### [What is needed]
Copy out the listing that follows, exactly, without its pictures.

### [Information provided]

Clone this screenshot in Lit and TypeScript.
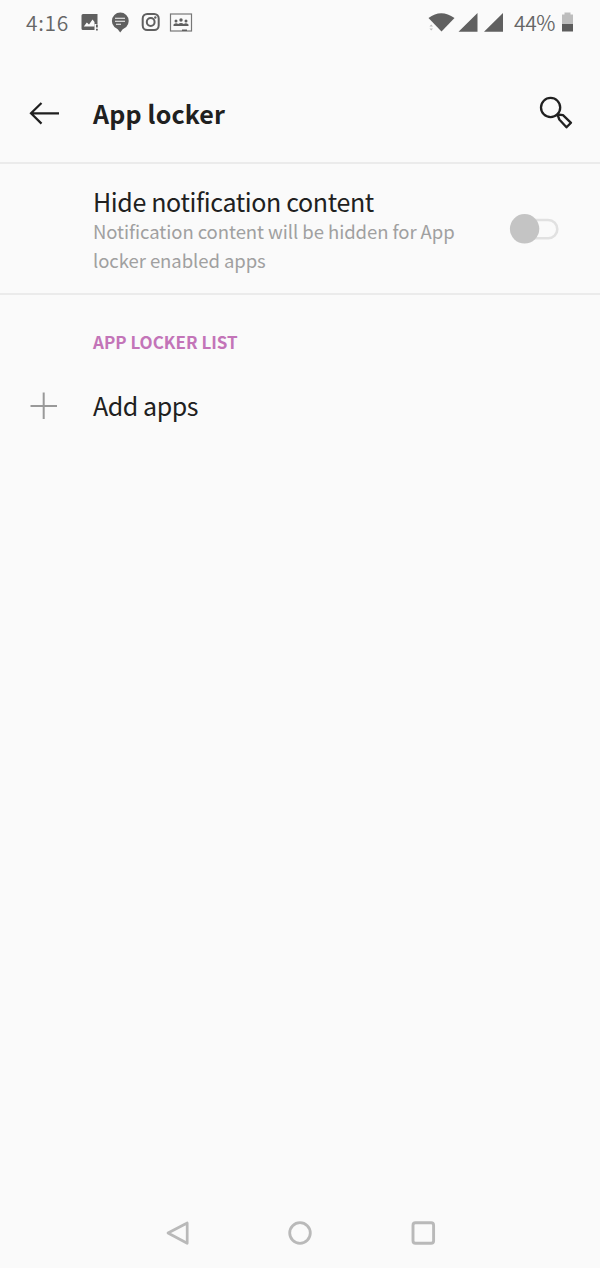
import { LitElement, html, css } from "lit";
import { customElement, state } from "lit/decorators.js";

@customElement("status-bar")
class StatusBar extends LitElement {
  static styles = css`
    :host { display: flex; height: 46px; padding: 0 26px; box-sizing: border-box; align-items: center; justify-content: space-between; color: #666; font-size: 21px; line-height: 46px; font-weight: 350; }
    svg { display: block; }
    .side { display: flex; height: 46px; align-items: center; }
    .time, .battery { height: 48px; line-height: 46px; }
    .time { width: 54px; letter-spacing: 0.65px; }
    .battery { width: 47px; letter-spacing: -0.35px; }
  `;
  render() {
    return html`
      <div class="side">
        <span class="time">4:16</span>
        <svg width="114" height="46" viewBox="80 0 114 46" fill="#5f5f5f">
          <path d="M83 14H97.500V24H94.500V30H83Q81.500 30 81.500 28.500V15.500Q81.500 14 83 14ZM96 24.500H97.800V27.500H96ZM96 28.700H97.800V30.500H96Z"/>
          <path d="M83.800 26.500L86.800 22.500L89 24.500L92.500 19.500L94.500 22V26.500Z" fill="#fafafa"/>
          <circle cx="120.300" cy="21" r="8.400"/>
          <path d="M116 27H124.500L120.200 32.500Z"/>
          <path d="M115 18.300H125M115 21.300H125M116 24.300H121" stroke="#fafafa" stroke-width="1.100"/>
          <g fill="none" stroke="#5f5f5f" stroke-width="2">
            <rect x="142.700" y="14" width="16" height="16" rx="4.500"/>
            <circle cx="150.700" cy="22" r="3.900"/>
          </g>
          <circle cx="155.300" cy="17.500" r="1.200"/>
          <rect x="170.500" y="14" width="21" height="17" fill="none" stroke="#777" stroke-width="1.200"/>
          <circle cx="176" cy="21" r="1.500"/><circle cx="181" cy="20" r="1.700"/><circle cx="186" cy="21" r="1.500"/>
          <path d="M173.500 26V24.500Q176 22.500 178.200 24Q181 21.800 183.800 24Q186 22.500 188.500 24.500V26ZM182 29.500H187V31H182Z"/>
        </svg>
      </div>
      <div class="side">
        <svg width="86" height="46" viewBox="428 0 86 46" fill="#606060">
          <path d="M428.500 18Q441 8.500 454.500 18L441.500 31.500Z"/>
          <path d="M458.500 31.800L477.500 13V31.800ZM484 31.800L503 13V31.800Z"/>
          <path d="M429.500 26.500H433L431.200 24.500ZM429.500 28.500H433L431.200 30.500Z" fill="#bbb"/>
        </svg>
        <span class="battery">44%</span>
        <svg width="13" height="46" viewBox="561 0 13 46">
          <path d="M562 24V14.500H564.500V12.500H570.500V14.500H573V24Z" fill="#bdbdbd"/>
          <path d="M562 24H573V31.500H562Z" fill="#5c5c5c"/>
        </svg>
      </div>`;
  }
}

@customElement("toggle-switch")
class ToggleSwitch extends LitElement {
  static styles = css`:host, svg { display: block; }`;
  render() {
    return html`<svg width="50" height="32" viewBox="509 213 50 32">
      <rect x="516" y="220" width="41.300" height="18.300" rx="9.150" fill="none" stroke="#e1e1e1" stroke-width="2.600"/>
      <circle cx="524.600" cy="228.800" r="14.700" fill="#c4c4c4"/>
    </svg>`;
  }
}

@customElement("app-root")
class AppRoot extends LitElement {
  @state() private items = ["Add apps"];

  static styles = css`
    :host { display: flex; flex-direction: column; height: 1268px; background: #fafafa; color: #202020; font-family: "Noto Sans CJK SC", "Noto Sans", sans-serif; overflow: hidden; }
    svg { display: block; }
    .header { display: flex; height: 118px; box-sizing: border-box; border-bottom: 2px solid #ebebeb; padding: 18px 27px 0 28px; align-items: center; }
    .title { flex: 1; margin: -1px 0 0 33px; font-size: 25px; line-height: 36px; font-weight: 700; letter-spacing: 0.17px; }
    .pref { display: flex; height: 131px; box-sizing: border-box; padding: 22px 41px 0 93px; border-bottom: 2px solid #ebebeb; justify-content: space-between; }
    .name { font-size: 25px; line-height: 31px; white-space: nowrap; font-weight: 400; letter-spacing: -0.36px; }
    .summary { font-size: 18.500px; line-height: 29.500px; white-space: nowrap; color: #a0a0a0; letter-spacing: -0.06px; margin-top: -0.500px; }
    .toggle { margin-top: 27px; }
    .section { margin: 0; padding: 33px 0 0 93px; font-size: 17px; line-height: 28px; font-weight: 700; color: #c374b8; }
    .row { display: flex; align-items: center; gap: 35px; padding: 34px 0 0 30px; }
    .row .name { letter-spacing: -0.45px; }
    .nav { display: flex; justify-content: space-between; margin-top: auto; padding: 0 164px 21px 165px; }
    .nav .home { margin-right: 1px; }
  `;

  render() {
    return html`
      <status-bar></status-bar>
      <header class="header">
        <svg width="32" height="30" viewBox="28 98 32 30" fill="none" stroke="#1f1f1f" stroke-width="2.200"><path d="M41.500 103L31 113.300L41.500 123.600M31 113.300H59"/></svg>
        <h1 class="title">App locker</h1>
        <svg width="34" height="34" viewBox="539 96 34 34" fill="none" stroke="#202020" stroke-width="2.300" stroke-linejoin="round"><circle cx="550.600" cy="107.500" r="9.600"/><path d="M557.500 114.500L559.300 119.500L566.500 127.300L571 122.800L563 115.200Z"/></svg>
      </header>
      <section class="pref">
        <div>
          <div class="name">Hide notification content</div>
          <div class="summary">Notification content will be hidden for App<br>locker enabled apps</div>
        </div>
        <toggle-switch class="toggle"></toggle-switch>
      </section>
      <h2 class="section">APP LOCKER LIST</h2>
      ${this.items.map((item) => html`<div class="row">
        <svg width="28" height="28" viewBox="30 392 28 28" fill="none" stroke="#999" stroke-width="2"><path d="M30.500 406H57M43.700 392.500V419"/></svg>
        <span class="name">${item}</span>
      </div>`)}
      <nav class="nav">
        <svg width="26" height="28" viewBox="165 1219 26 28" fill="none" stroke="#b9b9b9" stroke-width="2.700" stroke-linejoin="round"><path d="M168 1233L187.200 1223V1243.300Z"/></svg>
        <svg class="home" width="26" height="28" viewBox="287 1219 26 28" fill="none" stroke="#b9b9b9" stroke-width="2.800"><circle cx="300" cy="1233" r="10.300"/></svg>
        <svg width="26" height="28" viewBox="410 1219 26 28" fill="none" stroke="#b9b9b9" stroke-width="2.900"><rect x="413" y="1222.700" width="20.600" height="20.600" rx="2.500"/></svg>
      </nav>`;
  }
}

### [Correct result]
Clone this screenshot in Lit and TypeScript.
import { LitElement, html, css } from "lit";
import { customElement, state } from "lit/decorators.js";

@customElement("status-bar")
class StatusBar extends LitElement {
  static styles = css`
    :host { display: flex; height: 46px; padding: 0 26px; box-sizing: border-box; align-items: center; justify-content: space-between; color: #666; font-size: 21px; line-height: 46px; font-weight: 350; }
    svg { display: block; }
    .side { display: flex; height: 46px; align-items: center; }
    .time, .battery { height: 48px; line-height: 46px; }
    .time { width: 54px; letter-spacing: 0.65px; }
    .battery { width: 47px; letter-spacing: -0.35px; }
  `;
  render() {
    return html`
      <div class="side">
        <span class="time">4:16</span>
        <svg width="114" height="46" viewBox="80 0 114 46" fill="#5f5f5f">
          <path d="M83 14H97.500V24H94.500V30H83Q81.500 30 81.500 28.500V15.500Q81.500 14 83 14ZM96 24.500H97.800V27.500H96ZM96 28.700H97.800V30.500H96Z"/>
          <path d="M83.800 26.500L86.800 22.500L89 24.500L92.500 19.500L94.500 22V26.500Z" fill="#fafafa"/>
          <circle cx="120.300" cy="21" r="8.400"/>
          <path d="M116 27H124.500L120.200 32.500Z"/>
          <path d="M115 18.300H125M115 21.300H125M116 24.300H121" stroke="#fafafa" stroke-width="1.100"/>
          <g fill="none" stroke="#5f5f5f" stroke-width="2">
            <rect x="142.700" y="14" width="16" height="16" rx="4.500"/>
            <circle cx="150.700" cy="22" r="3.900"/>
          </g>
          <circle cx="155.300" cy="17.500" r="1.200"/>
          <rect x="170.500" y="14" width="21" height="17" fill="none" stroke="#777" stroke-width="1.200"/>
          <circle cx="176" cy="21" r="1.500"/><circle cx="181" cy="20" r="1.700"/><circle cx="186" cy="21" r="1.500"/>
          <path d="M173.500 26V24.500Q176 22.500 178.200 24Q181 21.800 183.800 24Q186 22.500 188.500 24.500V26ZM182 29.500H187V31H182Z"/>
        </svg>
      </div>
      <div class="side">
        <svg width="86" height="46" viewBox="428 0 86 46" fill="#606060">
          <path d="M428.500 18Q441 8.500 454.500 18L441.500 31.500Z"/>
          <path d="M458.500 31.800L477.500 13V31.800ZM484 31.800L503 13V31.800Z"/>
          <path d="M429.500 26.500H433L431.200 24.500ZM429.500 28.500H433L431.200 30.500Z" fill="#bbb"/>
        </svg>
        <span class="battery">44%</span>
        <svg width="13" height="46" viewBox="561 0 13 46">
          <path d="M562 24V14.500H564.500V12.500H570.500V14.500H573V24Z" fill="#bdbdbd"/>
          <path d="M562 24H573V31.500H562Z" fill="#5c5c5c"/>
        </svg>
      </div>`;
  }
}

@customElement("toggle-switch")
class ToggleSwitch extends LitElement {
  static styles = css`:host, svg { display: block; }`;
  render() {
    return html`<svg width="50" height="32" viewBox="509 213 50 32">
      <rect x="516" y="220" width="41.300" height="18.300" rx="9.150" fill="none" stroke="#e1e1e1" stroke-width="2.600"/>
      <circle cx="524.600" cy="228.800" r="14.700" fill="#c4c4c4"/>
    </svg>`;
  }
}

@customElement("app-root")
class AppRoot extends LitElement {
  @state() private items = ["Add apps"];

  static styles = css`
    :host { display: flex; flex-direction: column; height: 1268px; background: #fafafa; color: #202020; font-family: "Noto Sans CJK SC", "Noto Sans", sans-serif; overflow: hidden; }
    svg { display: block; }
    .header { display: flex; height: 118px; box-sizing: border-box; border-bottom: 2px solid #ebebeb; padding: 18px 27px 0 28px; align-items: center; }
    .title { flex: 1; margin: -1px 0 0 33px; font-size: 25px; line-height: 36px; font-weight: 700; letter-spacing: 0.17px; }
    .pref { display: flex; height: 131px; box-sizing: border-box; padding: 22px 41px 0 93px; border-bottom: 2px solid #ebebeb; justify-content: space-between; }
    .name { font-size: 25px; line-height: 31px; white-space: nowrap; font-weight: 400; letter-spacing: -0.36px; }
    .summary { font-size: 18.500px; line-height: 29.500px; white-space: nowrap; color: #a0a0a0; letter-spacing: -0.06px; margin-top: -0.500px; }
    .toggle { margin-top: 27px; }
    .section { margin: 0; padding: 33px 0 0 93px; font-size: 17px; line-height: 28px; font-weight: 700; color: #c374b8; }
    .row { display: flex; align-items: center; gap: 35px; padding: 34px 0 0 30px; }
    .row .name { letter-spacing: -0.45px; }
    .nav { display: flex; justify-content: space-between; margin-top: auto; padding: 0 164px 21px 165px; }
    .nav .home { margin-right: 1px; }
  `;

  render() {
    return html`
      <status-bar></status-bar>
      <header class="header">
        <svg width="32" height="30" viewBox="28 98 32 30" fill="none" stroke="#1f1f1f" stroke-width="2.200"><path d="M41.500 103L31 113.300L41.500 123.600M31 113.300H59"/></svg>
        <h1 class="title">App locker</h1>
        <svg width="34" height="34" viewBox="539 96 34 34" fill="none" stroke="#202020" stroke-width="2.300" stroke-linejoin="round"><circle cx="550.600" cy="107.500" r="9.600"/><path d="M557.500 114.500L559.300 119.500L566.500 127.300L571 122.800L563 115.200Z"/></svg>
      </header>
      <section class="pref">
        <div>
          <div class="name">Hide notification content</div>
          <div class="summary">Notification content will be hidden for App<br>locker enabled apps</div>
        </div>
        <toggle-switch class="toggle"></toggle-switch>
      </section>
      <h2 class="section">APP LOCKER LIST</h2>
      ${this.items.map((item) => html`<div class="row">
        <svg width="28" height="28" viewBox="30 392 28 28" fill="none" stroke="#999" stroke-width="2"><path d="M30.500 406H57M43.700 392.500V419"/></svg>
        <span class="name">${item}</span>
      </div>`)}
      <nav class="nav">
        <svg width="26" height="28" viewBox="165 1219 26 28" fill="none" stroke="#b9b9b9" stroke-width="2.700" stroke-linejoin="round"><path d="M168 1233L187.200 1223V1243.300Z"/></svg>
        <svg class="home" width="26" height="28" viewBox="287 1219 26 28" fill="none" stroke="#b9b9b9" stroke-width="2.800"><circle cx="300" cy="1233" r="10.300"/></svg>
        <svg width="26" height="28" viewBox="410 1219 26 28" fill="none" stroke="#b9b9b9" stroke-width="2.900"><rect x="413" y="1222.700" width="20.600" height="20.600" rx="2.500"/></svg>
      </nav>`;
  }
}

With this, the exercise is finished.